We talk a lot about her first family. We call them by name- Papa Debiso and Mama Meselesh. She does not remember her first mother- Mama Meselesh died when Av was still a little baby. But we talk about her to build memories of her. I am able to tell her that she looks like Mama Meselesh. I am able to tell her that she is silly and funny like Mama Meselesh. I am able to tell her that she likes music just like both of her first parents. We are blessed to be able to know these things. They will be a treasure to her.

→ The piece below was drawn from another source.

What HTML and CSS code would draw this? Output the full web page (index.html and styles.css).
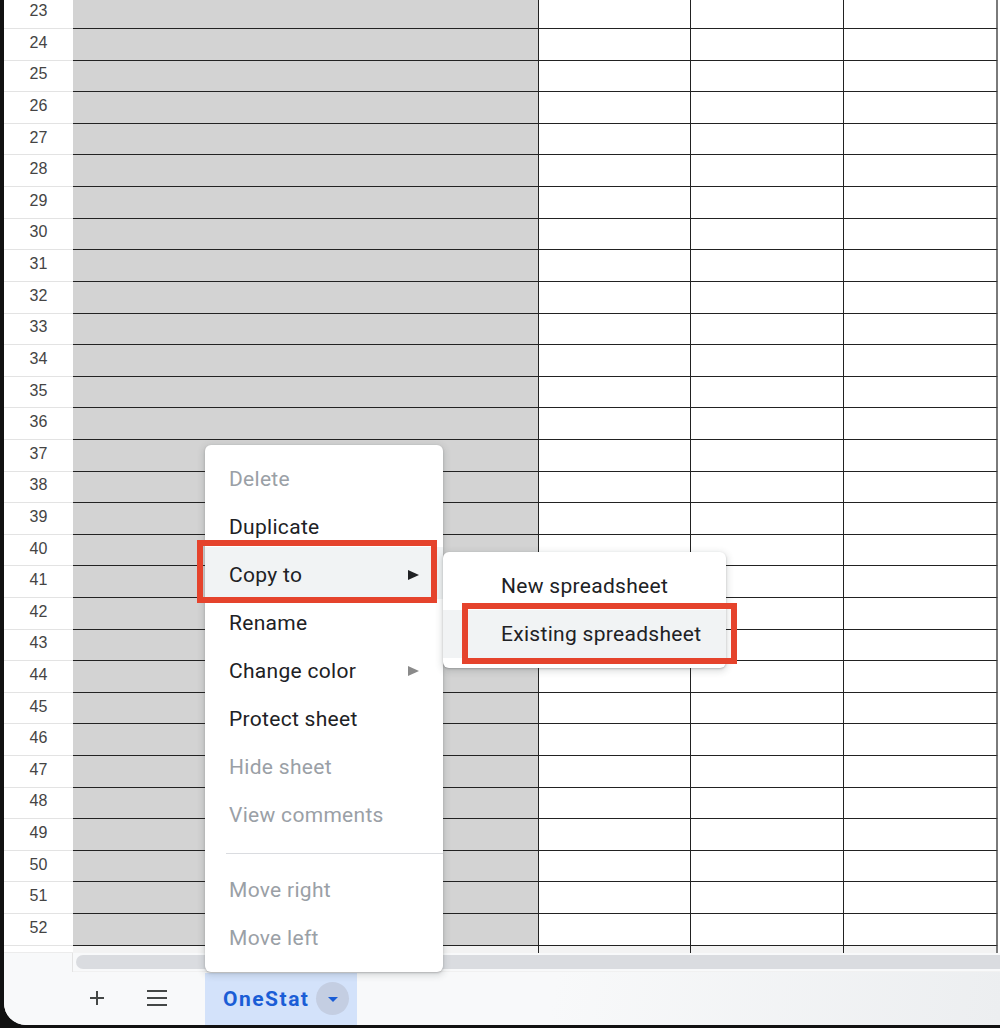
FILE: index.html
```html
<!DOCTYPE html>
<html lang="en">
<head>
<meta charset="utf-8">
<title>Sheet</title>
<link rel="stylesheet" href="styles.css">
</head>
<body>
<div class="window">
  <div class="sheet">
    <div class="row"><div class="rh">23</div><div class="c ca"></div><div class="c cb"></div><div class="c cc"></div><div class="c cd"></div></div>
    <div class="row"><div class="rh">24</div><div class="c ca"></div><div class="c cb"></div><div class="c cc"></div><div class="c cd"></div></div>
    <div class="row"><div class="rh">25</div><div class="c ca"></div><div class="c cb"></div><div class="c cc"></div><div class="c cd"></div></div>
    <div class="row"><div class="rh">26</div><div class="c ca"></div><div class="c cb"></div><div class="c cc"></div><div class="c cd"></div></div>
    <div class="row"><div class="rh">27</div><div class="c ca"></div><div class="c cb"></div><div class="c cc"></div><div class="c cd"></div></div>
    <div class="row"><div class="rh">28</div><div class="c ca"></div><div class="c cb"></div><div class="c cc"></div><div class="c cd"></div></div>
    <div class="row"><div class="rh">29</div><div class="c ca"></div><div class="c cb"></div><div class="c cc"></div><div class="c cd"></div></div>
    <div class="row"><div class="rh">30</div><div class="c ca"></div><div class="c cb"></div><div class="c cc"></div><div class="c cd"></div></div>
    <div class="row"><div class="rh">31</div><div class="c ca"></div><div class="c cb"></div><div class="c cc"></div><div class="c cd"></div></div>
    <div class="row"><div class="rh">32</div><div class="c ca"></div><div class="c cb"></div><div class="c cc"></div><div class="c cd"></div></div>
    <div class="row"><div class="rh">33</div><div class="c ca"></div><div class="c cb"></div><div class="c cc"></div><div class="c cd"></div></div>
    <div class="row"><div class="rh">34</div><div class="c ca"></div><div class="c cb"></div><div class="c cc"></div><div class="c cd"></div></div>
    <div class="row"><div class="rh">35</div><div class="c ca"></div><div class="c cb"></div><div class="c cc"></div><div class="c cd"></div></div>
    <div class="row"><div class="rh">36</div><div class="c ca"></div><div class="c cb"></div><div class="c cc"></div><div class="c cd"></div></div>
    <div class="row"><div class="rh">37</div><div class="c ca"></div><div class="c cb"></div><div class="c cc"></div><div class="c cd"></div></div>
    <div class="row"><div class="rh">38</div><div class="c ca"></div><div class="c cb"></div><div class="c cc"></div><div class="c cd"></div></div>
    <div class="row"><div class="rh">39</div><div class="c ca"></div><div class="c cb"></div><div class="c cc"></div><div class="c cd"></div></div>
    <div class="row"><div class="rh">40</div><div class="c ca"></div><div class="c cb"></div><div class="c cc"></div><div class="c cd"></div></div>
    <div class="row"><div class="rh">41</div><div class="c ca"></div><div class="c cb"></div><div class="c cc"></div><div class="c cd"></div></div>
    <div class="row"><div class="rh">42</div><div class="c ca"></div><div class="c cb"></div><div class="c cc"></div><div class="c cd"></div></div>
    <div class="row"><div class="rh">43</div><div class="c ca"></div><div class="c cb"></div><div class="c cc"></div><div class="c cd"></div></div>
    <div class="row"><div class="rh">44</div><div class="c ca"></div><div class="c cb"></div><div class="c cc"></div><div class="c cd"></div></div>
    <div class="row"><div class="rh">45</div><div class="c ca"></div><div class="c cb"></div><div class="c cc"></div><div class="c cd"></div></div>
    <div class="row"><div class="rh">46</div><div class="c ca"></div><div class="c cb"></div><div class="c cc"></div><div class="c cd"></div></div>
    <div class="row"><div class="rh">47</div><div class="c ca"></div><div class="c cb"></div><div class="c cc"></div><div class="c cd"></div></div>
    <div class="row"><div class="rh">48</div><div class="c ca"></div><div class="c cb"></div><div class="c cc"></div><div class="c cd"></div></div>
    <div class="row"><div class="rh">49</div><div class="c ca"></div><div class="c cb"></div><div class="c cc"></div><div class="c cd"></div></div>
    <div class="row"><div class="rh">50</div><div class="c ca"></div><div class="c cb"></div><div class="c cc"></div><div class="c cd"></div></div>
    <div class="row"><div class="rh">51</div><div class="c ca"></div><div class="c cb"></div><div class="c cc"></div><div class="c cd"></div></div>
    <div class="row"><div class="rh">52</div><div class="c ca"></div><div class="c cb"></div><div class="c cc"></div><div class="c cd"></div></div>
    <div class="row partial"><div class="rh"></div><div class="c ca"></div><div class="c cb"></div><div class="c cc"></div><div class="c cd"></div></div>
  </div>
  <div class="scroll">
    <div class="scroll-corner"></div>
    <div class="scroll-track"><div class="thumb"></div></div>
  </div>
  <div class="tabbar">
    <div class="icon-btn">
      <svg width="18" height="18" viewBox="0 0 18 18"><path d="M9 2v14M2 9h14" stroke="#444746" stroke-width="2" fill="none"/></svg>
    </div>
    <div class="icon-btn">
      <svg width="22" height="18" viewBox="0 0 22 18"><path d="M1 2h20M1 9h20M1 16h20" stroke="#444746" stroke-width="2" fill="none"/></svg>
    </div>
    <div class="tab">
      <span class="tab-name">OneStat</span>
      <span class="tab-drop"><span class="tab-caret"></span></span>
    </div>
  </div>
</div>

<div class="menu">
  <div class="item disabled">Delete</div>
  <div class="item">Duplicate</div>
  <div class="item active">Copy to<span class="arrow"></span></div>
  <div class="item">Rename</div>
  <div class="item">Change color<span class="arrow grey"></span></div>
  <div class="item">Protect sheet</div>
  <div class="item disabled">Hide sheet</div>
  <div class="item disabled">View comments</div>
  <div class="sep"></div>
  <div class="item disabled">Move right</div>
  <div class="item disabled">Move left</div>
</div>

<div class="menu submenu">
  <div class="item">New spreadsheet</div>
  <div class="item active">Existing spreadsheet</div>
</div>

<div class="mark mark-copy"></div>
<div class="mark mark-existing"></div>
</body>
</html>
```

FILE: styles.css
```css
html, body {
  margin: 0;
  padding: 0;
}

body {
  width: 1000px;
  height: 1028px;
  background: #111;
  overflow: hidden;
  position: relative;
  font-family: Roboto, "Liberation Sans", Arial, sans-serif;
}

.window {
  margin-left: 4px;
  width: 996px;
  height: 1025px;
  background: #fff;
  border-bottom-left-radius: 22px;
  overflow: hidden;
  display: flex;
  flex-direction: column;
}

.sheet {
  margin-top: -2.6px;
  display: flex;
  flex-direction: column;
  flex: none;
}

.row {
  display: flex;
  height: 31.62px;
  flex: none;
}

.rh {
  width: 69px;
  flex: none;
  box-sizing: border-box;
  border-bottom: 1px solid #e3e3e3;
  display: flex;
  align-items: center;
  justify-content: center;
  padding-bottom: 3px;
  font-family: "Liberation Sans", Arial, sans-serif;
  font-size: 16px;
  color: #444;
  background: #fff;
}

.c {
  flex: none;
  box-sizing: border-box;
  border-bottom: 1px solid #222;
  border-right: 1px solid #222;
}

.ca {
  width: 466px;
  background: #d3d3d3;
}

.cb {
  width: 152px;
}

.cc {
  width: 153px;
}

.cd {
  width: 154px;
  border-right: 2px solid #7a7a7a;
}

.row.partial {
  height: 7px;
}

.row.partial .rh {
  border-bottom: 1px solid #ececec;
}

.row.partial .c {
  border-bottom: none;
  background: #f3f3f3;
}

.scroll {
  display: flex;
  height: 19px;
  flex: none;
  background: #f8f9fa;
}

.scroll-corner {
  width: 69px;
  box-sizing: border-box;
  border-right: 1px solid #e3e3e3;
}

.scroll-track {
  flex: 1;
  padding: 2px 0 3px 3px;
  border-bottom: 1px solid #f1f1f1;
  box-sizing: border-box;
}

.thumb {
  height: 14px;
  background: #dadce0;
  border-radius: 7px 0 0 7px;
}

.tabbar {
  flex: 1;
  display: flex;
  align-items: center;
  padding-left: 77px;
  background: linear-gradient(100deg, #f8f9fa 55%, #eceef0 100%);
}

.icon-btn {
  width: 32px;
  height: 32px;
  display: flex;
  align-items: center;
  justify-content: center;
  margin-right: 28px;
}

.icon-btn + .icon-btn {
  margin-right: 32px;
}

.tab {
  align-self: stretch;
  margin-top: 1px;
  box-sizing: border-box;
  width: 152px;
  display: flex;
  align-items: center;
  padding: 0 8px 0 18px;
  background: #d3e2fa;
}

.tab-name {
  font-family: Roboto, "Liberation Sans", sans-serif;
  font-weight: 700;
  font-size: 21px;
  letter-spacing: 1.5px;
  color: #1a5dd6;
}

.tab-drop {
  margin-left: auto;
  width: 33px;
  height: 33px;
  border-radius: 50%;
  background: #c4cee2;
  display: flex;
  align-items: center;
  justify-content: center;
}

.tab-caret {
  width: 0;
  height: 0;
  border-left: 5px solid transparent;
  border-right: 5px solid transparent;
  border-top: 5px solid #1a5dd6;
  margin-top: 1px;
}

.menu {
  position: absolute;
  left: 205px;
  top: 445px;
  width: 238px;
  box-sizing: border-box;
  padding: 10px 0;
  background: #fff;
  border-radius: 6px;
  box-shadow: 0 1px 2px rgba(60, 64, 67, 0.3), 0 2px 6px 2px rgba(60, 64, 67, 0.15);
}

.item {
  height: 48px;
  display: flex;
  align-items: center;
  justify-content: space-between;
  padding: 0 24px;
  font-size: 21px;
  letter-spacing: 0.3px;
  color: #202124;
}

.item.disabled {
  color: #9aa0a6;
}

.item.active {
  background: #f1f3f4;
  box-shadow: 0 -4px 0 #f1f3f4;
}

.arrow {
  width: 0;
  height: 0;
  border-left: 11px solid #202124;
  border-top: 5px solid transparent;
  border-bottom: 5px solid transparent;
}

.arrow.grey {
  border-left-color: #8a8a8a;
}

.sep {
  height: 1px;
  margin: 14px 0 12px 21px;
  background: #dadce0;
}

.submenu {
  left: 443px;
  top: 552px;
  width: 283px;
}

.submenu .item {
  padding-left: 58px;
}

.submenu .item.active {
  box-shadow: none;
}

.mark {
  position: absolute;
  box-sizing: border-box;
  border: 6px solid #e5432c;
}

.mark-copy {
  left: 197px;
  top: 540px;
  width: 240px;
  height: 63px;
}

.mark-existing {
  left: 462px;
  top: 603px;
  width: 275px;
  height: 61px;
}
```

But just because I know she doesn't really remember her first mother doesn't mean she isn't grieving her loss. Toward the end of summer she experienced a lot of grief. She asked a lot of questions over and over and over. "Why Mama Meselesh die?" I answered her questions truthfully and openly as I could. A couple of times she would be playing with a little friend and then come to me and say, "Mommy- tell her about Mama Meselesh die." And so I would... often to the shock of the little friend's parent! But I saw this as a good sign- she wanted her friends to know this important fact about her. One day we were driving in the car- just the two of us- and she just burst into tears and said, "Mommy! Me no want Mama Meselesh die!!!" I pulled the car over, unbuckled her seat belt and put her on my lap and we both just cried and cried and cried. I told her that I wish Mama Meselesh hadn't died either. And I mean it. I wish she could still be with her first family- surrounded by their love and the culture she was born into. It's not fair... it just really is NOT fair...
We had several episodes like this and sometimes they take her hours to get over. All I know to do is to hold her and cry with her and then get out Karen Purvis' book and see what else I need to be doing to help her through her grief.
I don't always handle it well.
At one point she started saying things like, "Me no like this house. Me like Ethiopia house." and I would just say, "Yes- Ethiopia houses are very nice, aren't they?" One night we were having Mexican food and she picked up a tortilla and said, "Me no like this America injera. You injera no yummy. Ethiopia injera yummy." We all stifled a giggle and then just agreed, "Yes, Ethiopia injera is better than this 'injera'."
But then one night she said, "Me no like you to be my Mommy. Me want Mama Meselesh be my Mommy."
And I was STUNNED by the pain that went through my heart.
I responded by putting her on my lap and holding her close and saying, "Yes, I'm sorry that Mama Meselesh can't be your mommy too. I know you miss her so much." and she started crying onto my shoulder and I started crying into her hair... but this time my tears were partly selfish tears. I was crying- at least partly- for myself. I was crying at how ashamed I felt about my poor reaction in my heart, and I was crying because, well, dammit! It hurts to feel rejected! I know she wasn't really rejecting me... I know that. And I'm not telling you this b/c I'm proud of it. I'm just telling you this b/c it's the truth. Immature- maybe. But still the truth.
But what this told me is that while she deals with everything so well on the outside, there is a very deep inside where she hides her true feelings. And it's going to be our job as her second family to help her dig those feelings out and help her deal with them. It scared me a little bit. It let me know that she may be the kind of person who holds everything in- and I don't think that's healthy. Because the grief is there. Some people deal with it head-on and let their anger and sadness all hang out. And others bury it deep. But it WILL come out- if we don't deal with it in healthy ways we will be dealing with it in unhealthy ways at some point.
And really? I'm not too sure how to do that. I can love her and help her to talk about and process things... but I do think at some point we are going to need to seek some professional help in encouraging her to deal with her grief in a healthy manner. I'll do the very, very best I can... but I know it won't be enough.